When he arrived in Lubavitch on one such occasion, the Tzemach Tzedek gave the lists to his son-in-law, R. Levi Yitzchak, to calculate the total. R. Levi Yitzchak wanted to show his father-in-law how R. Yossele conducted his accounts, so he walked into the Rebbe’s study and began to read out the list: “So-and-so gave a piatak,10 so-and-so gave half a piatak,” and so on. At that moment, while the Tzemach Tzedek was drying his hands and saying the blessing Asher yatzar, he motioned to the young man that he should continue. By the time he had completed the berachah and had finished with the towel, and his son-in-law had read out some five pages of figures, the Tzemach Tzedek said: “And the total is such-and-such.”
7. The father of the holy R. Aharon of Karlin11 was R. Yaakov Shamash, a chassid of the Baal Shem Tov and a member of the brotherhood of hidden tzaddikim. One of his characteristic mitzvos was to light up stoves in the homes of poverty-stricken women after childbirth and to feed their children.
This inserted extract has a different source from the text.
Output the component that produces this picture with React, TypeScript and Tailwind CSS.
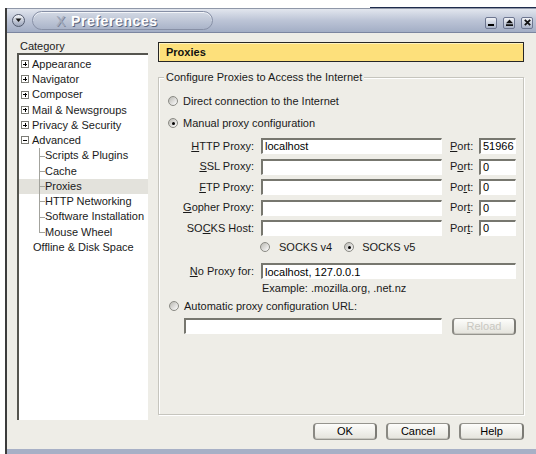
import { ReactNode } from "react";

const font = { fontFamily: '"Liberation Sans", Arial, sans-serif' };

const Radio = ({ checked }: { checked?: boolean }) => (
  <span className="inline-flex h-[10px] w-[10px] shrink-0 items-center justify-center rounded-full border border-[#8a8a84] bg-gradient-to-br from-[#b9b8b2] to-[#ffffff]">
    {checked && <span className="h-[3px] w-[3px] rounded-full bg-black" />}
  </span>
);

const Field = ({ value, className }: { value?: string; className?: string }) => (
  <div
    className={
      "flex h-[16px] items-center border-t-2 border-l-2 border-[#77776f] border-r border-b border-r-[#fff] border-b-[#fff] bg-white px-[2px] text-[11px] text-black " +
      (className ?? "")
    }
  >
    {value}
  </div>
);

const Btn = ({ children, className, disabled }: { children: ReactNode; className?: string; disabled?: boolean }) => (
  <div
    className={
      "flex items-center justify-center rounded-[4px] border border-[#95948e] border-l-2 border-r-2 border-l-[#8a8983] border-r-[#7c7b75] bg-gradient-to-b from-[#fdfdfb] to-[#e4e3dc] text-[11px] shadow-[inset_0_-1px_0_#c9c8c1] " +
      (disabled ? "text-[#c8c7c1] " : "text-black ") +
      (className ?? "")
    }
  >
    {children}
  </div>
);

const ProxyRow = ({ label, port, value, portLabel }: { label: ReactNode; port: string; value?: string; portLabel: ReactNode }) => (
  <div className="flex h-[20.5px] items-center">
    <div className="w-[102px] pr-[7px] text-right">{label}</div>
    <Field value={value} className="w-[181px]" />
    <div className="w-[37px] pl-[8px]">{portLabel}</div>
    <Field value={port} className="w-[37px]" />
  </div>
);

const tree: { label: string; kind: "plus" | "minus" | "child" | "top"; selected?: boolean; last?: boolean }[] = [
  { label: "Appearance", kind: "plus" },
  { label: "Navigator", kind: "plus" },
  { label: "Composer", kind: "plus" },
  { label: "Mail & Newsgroups", kind: "plus" },
  { label: "Privacy & Security", kind: "plus" },
  { label: "Advanced", kind: "minus" },
  { label: "Scripts & Plugins", kind: "child" },
  { label: "Cache", kind: "child" },
  { label: "Proxies", kind: "child", selected: true },
  { label: "HTTP Networking", kind: "child" },
  { label: "Software Installation", kind: "child" },
  { label: "Mouse Wheel", kind: "child", last: true },
  { label: "Offline & Disk Space", kind: "top" },
];

const Toggle = ({ open }: { open: boolean }) => (
  <span className="relative mr-[3px] inline-block h-[8px] w-[8px] shrink-0 border border-[#7d7d77] bg-white">
    <span className="absolute left-[1px] top-[2.5px] h-px w-[4px] bg-black" />
    {!open && <span className="absolute left-[2.5px] top-[1px] h-[4px] w-px bg-black" />}
  </span>
);

export default function App() {
  return (
    <div className="h-[454px] w-[536px] overflow-hidden bg-white text-[11px] text-[#1a1a1a]" style={font}>
      {/* edge of the window behind */}
      <div className="flex h-[8px] items-end justify-end">
        <div className="h-[1px] w-[166px] bg-[#1f2c4c]" />
      </div>
      <div className="ml-[5px] flex h-[446px] flex-col border-l-2 border-[#3c3c3c] bg-[#eeede7]">
        {/* title bar */}
        <div className="flex h-[25px] items-center border-t border-t-[#8f97a8] border-b border-b-[#7c86a0] bg-gradient-to-b from-[#e2e6ee] via-[#bcc4d6] to-[#a3aec5] pl-[5px] pr-[3px]">
          <span className="flex h-[13px] w-[13px] items-center justify-center rounded-full border border-[#535b6e] bg-gradient-to-b from-[#f6f7fa] to-[#9aa4ba]">
            <svg width="7" height="5" viewBox="0 0 7 5">
              <path d="M0.5 0.5 L3.5 4 L6.5 0.5 Z" fill="#1a1a1a" />
            </svg>
          </span>
          <div className="ml-[7px] flex h-[19px] w-[181px] items-center rounded-full border border-[#8790a6] bg-gradient-to-b from-[#d3d9e4] to-[#aab4c9] pl-[23px] shadow-[inset_0_1px_0_#f2f4f8]">
            <span className="text-[14px] font-bold leading-[16px] tracking-[0.6px] text-white [text-shadow:1px_1px_0_#5c667e]">
              <span className="mr-[5px] font-normal text-[#a4acbd] [text-shadow:1px_1px_0_#7a8398]">X</span>Preferences
            </span>
          </div>
          <div className="ml-auto mt-[4px] flex gap-[6px]">
            {["min", "max", "close"].map((b) => (
              <span key={b} className="flex h-[12px] w-[12px] items-center justify-center rounded-[2px] border border-[#6d7690] bg-gradient-to-b from-[#f1f3f7] to-[#a9b3c8]">
                {b === "min" && <span className="mt-[5px] h-[2px] w-[6px] bg-black" />}
                {b === "max" && (
                  <svg width="7" height="7" viewBox="0 0 7 7">
                    <path d="M0 4.2 L3.5 0.5 L7 4.2 Z M0 5.2 H7 V7 H0 Z" fill="#111" />
                  </svg>
                )}
                {b === "close" && (
                  <svg width="7" height="7" viewBox="0 0 7 7">
                    <path d="M0.8 0.8 L6.2 6.2 M6.2 0.8 L0.8 6.2" stroke="#111" strokeWidth="1.8" />
                  </svg>
                )}
              </span>
            ))}
          </div>
        </div>

        <div className="flex flex-1">
          {/* category tree */}
          <div className="ml-[10px] flex w-[131px] flex-col pt-[7px]">
            <div className="h-[12px] pl-[3px] leading-[12px] text-[#222]">Category</div>
            <div className="mt-[1px] h-[367px] border-t-2 border-l-2 border-[#55554f] bg-white pt-[1.5px]">
              {tree.map((t) => (
                <div
                  key={t.label}
                  className={
                    "relative flex h-[15.25px] items-center " +
                    (t.selected ? "bg-[#e3e2dc] " : "") +
                    (t.kind === "child" ? "pl-[26px]" : t.kind === "top" ? "pl-[14px]" : "pl-[2px]")
                  }
                >
                  {t.kind === "child" && (
                    <>
                      <span className={"absolute left-[20px] top-0 w-px bg-[#a3a39d] " + (t.last ? "h-[8px]" : "h-[15.25px]")} />
                      <span className="absolute left-[20px] top-[7.5px] h-px w-[6px] bg-[#a3a39d]" />
                    </>
                  )}
                  {t.kind === "plus" && <Toggle open={false} />}
                  {t.kind === "minus" && <Toggle open />}
                  <span>{t.label}</span>
                </div>
              ))}
            </div>
          </div>

          {/* proxies pane */}
          <div className="ml-[10px] flex w-[366px] flex-col pt-[9px]">
            <div className="flex h-[20px] items-center border border-[#262626] bg-[#fde07b] pl-[7px] text-[11px] font-bold text-[#111] shadow-[inset_1px_1px_0_#fff3c0]">
              Proxies
            </div>
            <div className="relative mt-[15px] h-[338px] border border-[#c6c5be] shadow-[inset_1px_1px_0_#fff,1px_1px_0_#fff]">
              <div className="absolute left-[5px] top-[-7px] bg-[#eeede7] px-[2px] leading-[13px]">Configure Proxies to Access the Internet</div>
              <div className="flex h-[14px] items-center gap-[5px] pl-[9px] mt-[16px]">
                <Radio />
                <span>Direct connection to the Internet</span>
              </div>
              <div className="mt-[8px] flex h-[14px] items-center gap-[5px] pl-[9px]">
                <Radio checked />
                <span>Manual proxy configuration</span>
              </div>
              <div className="mt-[5.75px] flex flex-col">
                <ProxyRow
                  label={<><u>H</u>TTP Proxy:</>}
                  value="localhost"
                  portLabel={<><u>P</u>ort:</>}
                  port="51966"
                />
                <ProxyRow label={<><u>S</u>SL Proxy:</>} portLabel={<>P<u>o</u>rt:</>} port="0" />
                <ProxyRow label={<><u>F</u>TP Proxy:</>} portLabel={<>Po<u>r</u>t:</>} port="0" />
                <ProxyRow label={<><u>G</u>opher Proxy:</>} portLabel={<>Por<u>t</u>:</>} port="0" />
                <ProxyRow label={<>SO<u>C</u>KS Host:</>} portLabel={<>Por<u>t</u>:</>} port="0" />
              </div>
              <div className="mt-[1px] flex h-[16px] items-center pl-[101px]">
                <Radio />
                <span className="ml-[9px]">SOCKS v4</span>
                <span className="ml-[12px] flex"><Radio checked /></span>
                <span className="ml-[8px]">SOCKS v5</span>
              </div>
              <div className="mt-[7.5px] flex h-[17px] items-center">
                <div className="w-[102px] pr-[7px] text-right"><u>N</u>o Proxy for:</div>
                <Field value="localhost, 127.0.0.1" className="w-[255px]" />
              </div>
              <div className="mt-[2px] h-[13px] pl-[103px] leading-[13px]">Example: .mozilla.org, .net.nz</div>
              <div className="mt-[4.5px] flex h-[14px] items-center gap-[5px] pl-[10px]">
                <Radio />
                <span>Automatic proxy configuration URL:</span>
              </div>
              <div className="mt-[5px] flex h-[16px] items-center pl-[25px]">
                <Field className="w-[258px]" />
                <Btn disabled className="ml-[10px] h-[17px] w-[64px]">Reload</Btn>
              </div>
            </div>
            <div className="mt-[8px] flex justify-end gap-[9px] pr-[0px]">
              <Btn className="h-[17px] w-[64px]">OK</Btn>
              <Btn className="h-[17px] w-[64px]">Cancel</Btn>
              <Btn className="h-[17px] w-[65px]">Help</Btn>
            </div>
          </div>
        </div>
        <div className="h-[5px] bg-[#a7b0c6]" />
      </div>
    </div>
  );
}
The Alter Rebbe writes in Torah Or12 that in the Holy Tongue, the name אַהֲרֹן (Aharon) has the same letters as נִרְאֶה (nireh – “can be seen”). This teaching the Baal Shem Tov addressed to R. Yaakov Shamash, of whom he once said: “He actually sees Elokus, and from such a ‘nireh’ there sprouts Aharon.” That was said long before the birth of R. Aharon of Karlin.